Calculus of a Single Variable, Chapter 3, 3.9, Section 3.9, Problem 14

If you evaluate the limit of function from the left, as x -> 0^- yields:
lim_(x->0^-) csc(2x) = lim_(x->0^-) 1/(sin(2x))
Replacing 2sinx*cosx for sin(2x) yields:
lim_(x->0^-) 1/(sin(2x)) = lim_(x->0^-) 1/(2sinx*cosx)
lim_(x->0^-) 1/(2sinx*cosx) = (1/2)lim_(x->0^-) 1/(sin x)*lim_(x->0^-) 1/(cos x)
Replacing 0^- for x yields:
(1/2)lim_(x->0^-) 1/(sin x)*lim_(x->0^-) 1/(cos x) = (1/2)*(1/(sin 0^-))*1/(cos 0^-)
(1/2)lim_(x->0^-) 1/(sin x)*lim_(x->0^-) 1/(cos x) = (1/2)*(-oo)*1 = -oo
If you evaluate the limit of function from the right, as x -> 0^+ yields:
lim_(x->0^+) csc(2x) = lim_(x->0^+) 1/(sin(2x))

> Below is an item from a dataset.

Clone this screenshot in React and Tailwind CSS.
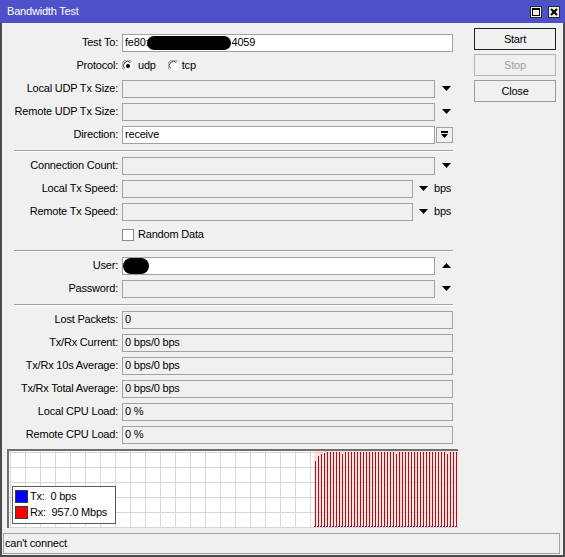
const Arrow = ({ up = false }) => (
  <svg width="9" height="5" viewBox="0 0 9 5">
    <polygon points={up ? '0,5 9,5 4.5,0' : '0,0 9,0 4.5,5'} fill="#000" />
  </svg>
)

const Row = ({ label, children }) => (
  <div className="h-[23px] flex items-center">
    <div className="w-[116px] text-right whitespace-nowrap">{label}</div>
    <div className="ml-[4px] flex items-center">{children}</div>
  </div>
)

const Field = ({ width, white = false, children }) => (
  <div
    className={`h-[18px] border border-[#a0a0a0] flex items-center px-[2px] overflow-hidden whitespace-nowrap ${white ? 'bg-white' : 'bg-[#f0f0f0]'}`}
    style={{ width }}
  >
    {children}
  </div>
)

const Separator = () => (
  <div className="h-[8px] pt-[4px] pl-[12px]">
    <div className="w-[439px] h-px bg-[#a0a0a0] shadow-[0_1px_0_#ffffff]" />
  </div>
)

const DropRow = ({ label, white = false, up = false, children }) => (
  <Row label={label}>
    <Field width={313} white={white}>{children}</Field>
    <div className="w-[22px] flex justify-center">
      <Arrow up={up} />
    </div>
  </Row>
)

const SpeedRow = ({ label }) => (
  <Row label={label}>
    <Field width={291} />
    <div className="ml-[6px]">
      <Arrow />
    </div>
    <span className="ml-[6px]">bps</span>
  </Row>
)

const Radio = ({ checked }) => (
  <svg width="12" height="12" viewBox="0 0 12 12">
    <circle cx="6" cy="6" r="5.5" fill="#fff" />
    <path d="M1.5 9.5 A5 5 0 0 1 9.5 1.5" fill="none" stroke="#808080" strokeWidth="1" />
    <path d="M2.6 8.4 A3.6 3.6 0 0 1 8.4 2.6" fill="none" stroke="#404040" strokeWidth="1" />
    <path d="M10.5 2.5 A5 5 0 0 1 2.5 10.5" fill="none" stroke="#e6e6e6" strokeWidth="1" />
    {checked && <circle cx="6" cy="6" r="2" fill="#000" />}
  </svg>
)

const Button = ({ label, tone = 'normal' }) => {
  const styles = {
    focus: 'border-[#1e1e1e] text-black',
    normal: 'border-[#9a9a9a] text-black',
    disabled: 'border-[#b4b4b4] text-[#a0a0a0]',
  }
  return (
    <div className={`w-[82px] h-[22px] border bg-[#f0f0f0] flex items-center justify-center ${styles[tone]}`}>
      {label}
    </div>
  )
}

// bar tops inside the plot, first few ramp up to full speed
const barTops = Array.from({ length: 48 }, (_, i) => {
  if (i === 0) return 10
  if (i === 1) return 5
  if (i === 2) return 3
  if (i === 3) return 2
  if (i === 9 || i === 27 || i === 44) return 3
  return 1
})

const Chart = () => (
  <div className="relative ml-[5px] mt-[3px] w-[451px] h-[79px] border-t-2 border-l-2 border-t-[#6e6e6e] border-l-[#6e6e6e] bg-white">
    <svg width="449" height="77" viewBox="0 0 449 77" className="block">
      {Array.from({ length: 30 }, (_, k) => (
        <line key={`v${k}`} x1={1.5 + 15 * k} y1="0" x2={1.5 + 15 * k} y2="77" stroke="#d6d6d6" />
      ))}
      {Array.from({ length: 6 }, (_, k) => (
        <line key={`h${k}`} x1="0" y1={1.5 + 15 * k} x2="449" y2={1.5 + 15 * k} stroke="#d6d6d6" />
      ))}
      <rect x="305" y="0" width="144" height="76" fill="#ffc8c8" opacity="0.55" />
      {barTops.map((top, i) => (
        <line key={i} x1={306.5 + 3 * i} y1={top} x2={306.5 + 3 * i} y2="76" stroke="#a51414" />
      ))}
      <line x1="305" y1="75.5" x2="449" y2="75.5" stroke="#4a2a90" strokeDasharray="1 2" />
    </svg>

    <div className="absolute left-[3px] top-[35px] w-[104px] h-[38px] border border-[#5a5a5a] bg-white pl-[2px] pt-[2px] flex flex-col gap-[1px]">
      <div className="h-[15px] flex items-center">
        <div className="w-[13px] h-[13px] bg-[#0000ff] border border-[#3a3a3a]" />
        <span className="ml-[2px] whitespace-pre">Tx:  0 bps</span>
      </div>
      <div className="h-[15px] flex items-center">
        <div className="w-[13px] h-[13px] bg-[#ff0000] border border-[#3a3a3a]" />
        <span className="ml-[2px] whitespace-pre">Rx:  957.0 Mbps</span>
      </div>
    </div>
  </div>
)

export default function App() {
  return (
    <div className="w-[565px] h-[557px] flex flex-col bg-[#f0f0f0] text-[11px] tracking-[-0.2px] text-black font-['Liberation_Sans',Arial,sans-serif] leading-none">
      <div className="h-[23px] shrink-0 bg-[#4f51c8] flex items-center pl-[7px] pr-[5px] text-white">
        <span className="flex-1">Bandwidth Test</span>
        <div className="flex gap-[6px]">
          <div className="w-[12px] h-[12px] bg-[#ececec] border border-[#2a2a2a] flex items-center justify-center">
            <div className="w-[8px] h-[8px] border border-black border-t-2" />
          </div>
          <div className="w-[12px] h-[12px] bg-[#ececec] border border-[#2a2a2a] flex items-center justify-center">
            <svg width="8" height="8" viewBox="0 0 8 8">
              <path d="M1 1 L7 7 M7 1 L1 7" stroke="#000" strokeWidth="2" />
            </svg>
          </div>
        </div>
      </div>

      <div className="flex-1 flex flex-col border-l-2 border-r-2 border-b-2 border-[#4c4c4c]">
        <div className="flex items-start">
          <div className="w-[460px] pt-[8px]">
            <Row label="Test To:">
              <Field width={331} white>
                <span>fe80:</span>
                <span className="inline-block w-[84px] h-[14px] rounded-full bg-black -ml-[1px]" />
                <span>4059</span>
              </Field>
            </Row>
            <Row label="Protocol:">
              <div className="flex items-center gap-[4px]">
                <Radio checked />
                <span>udp</span>
              </div>
              <div className="flex items-center gap-[2px] ml-[12px]">
                <Radio />
                <span>tcp</span>
              </div>
            </Row>
            <DropRow label="Local UDP Tx Size:" />
            <DropRow label="Remote UDP Tx Size:" />
            <Row label="Direction:">
              <Field width={313} white>receive</Field>
              <div className="ml-[1px] w-[17px] h-[16px] border border-[#a0a0a0] flex flex-col items-center justify-center gap-[1px]">
                <div className="w-[7px] h-[1.5px] bg-black" />
                <svg width="7" height="4" viewBox="0 0 7 4">
                  <polygon points="0,0 7,0 3.5,4" fill="#000" />
                </svg>
              </div>
            </Row>

            <Separator />

            <DropRow label="Connection Count:" />
            <SpeedRow label="Local Tx Speed:" />
            <SpeedRow label="Remote Tx Speed:" />
            <Row label="">
              <div className="w-[12px] h-[12px] bg-white border border-[#8a8a8a]" />
              <span className="ml-[4px]">Random Data</span>
            </Row>

            <Separator />

            <DropRow label="User:" white up>
              <span className="inline-block w-[26px] h-[16px] rounded-full bg-black -ml-[2px]" />
            </DropRow>
            <DropRow label="Password:" />

            <Separator />

            <Row label="Lost Packets:"><Field width={331}>0</Field></Row>
            <Row label="Tx/Rx Current:"><Field width={331}>0 bps/0 bps</Field></Row>
            <Row label="Tx/Rx 10s Average:"><Field width={331}>0 bps/0 bps</Field></Row>
            <Row label="Tx/Rx Total Average:"><Field width={331}>0 bps/0 bps</Field></Row>
            <Row label="Local CPU Load:"><Field width={331}>0 %</Field></Row>
            <Row label="Remote CPU Load:"><Field width={331}>0 %</Field></Row>
          </div>

          <div className="ml-[12px] pt-[5px] flex flex-col gap-[4px]">
            <Button label="Start" tone="focus" />
            <Button label="Stop" tone="disabled" />
            <Button label="Close" />
          </div>
        </div>

        <Chart />

        <div className="ml-[1px] mr-[3px] mt-[5px] h-[21px] border border-[#a0a0a0] flex items-center pl-[1px]">
          can't connect
        </div>
      </div>
    </div>
  )
}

lim_(x->0^+) 1/(sin(2x)) = (1/2)*(1/(sin 0^+))*1/(cos 0^+) = (1/2)*(+oo)*1 = +oo
Evaluating the limit of csc(2x) as x approaches to 0^- yields -oo , while evaluating the limit of csc(2x) as x approaches to 0^+ yields +oo, hence the two sided limit does not exist.